I had to give it a try. At least a taste. I bought one of the bottles. It looked like a bottle of expensive salad dressing. I had low expectations. It tastes like vitamins and smells worse. As for my skin . . . I think I look OK. Who knows if GLOWELLE had anything to do with it though.
I've spent the last few weeks researching and pounding out a Marketing class paper on GLOWELLE. It's a "beauty drink" recently launched by Nestle. Believe it or not, this was a subject of my own choosing. Anyone who knows me might ask, why would a guy choose to write about something sold at the cosmetic counter at Neiman Marcus when he a) doesn't carry a comb, b) frequently conducts a sniff test of his clothes to determine their cleanliness, and c) considers shaving a weekly activity?
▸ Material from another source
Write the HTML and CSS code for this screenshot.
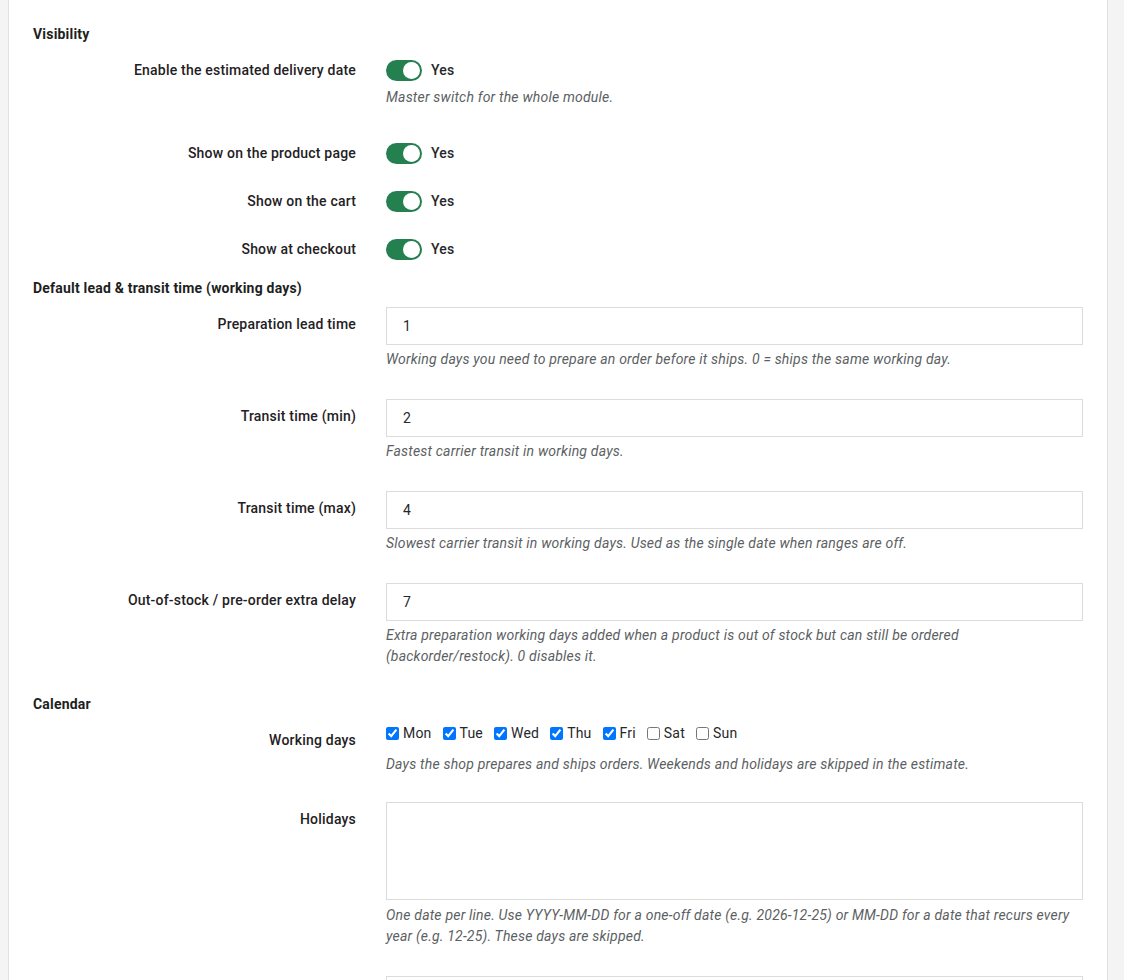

Aren't cosmetics or "nutraceuticals" out of his milieu?
I ran across the product from a tweet and was fascinated by the concept of "drink in pretty." Their marketing is effective. It caught my attention. It is also a brand new product (the class assignment was to write about a product launched in the past year). For me, the appeal is that it is marketed as a drink not as vitamins. The bottle may say "dietary supplement," but the promotional copy and images position it as a fruity drink.
GLOWELLE costs a lot. Its sold exclusively at Neiman Marcus, aka Needless Markup. An 8 oz. ready-to-drink bottle goes for $7. That's a one day supply. You may have thought your coffee habit was expensive, but even your $5 Caribou smoothie looks like a bargain in comparison. The weekly and monthly powder forms go for $40 and $112 respectively. If you buy Nestle's pitch, i.e. drinking GLOWELLE will make you well . . . glow, the powder costs about half as much. But that still leaves you with an investment of over a grand a year. I doubt I'll buy another bottle.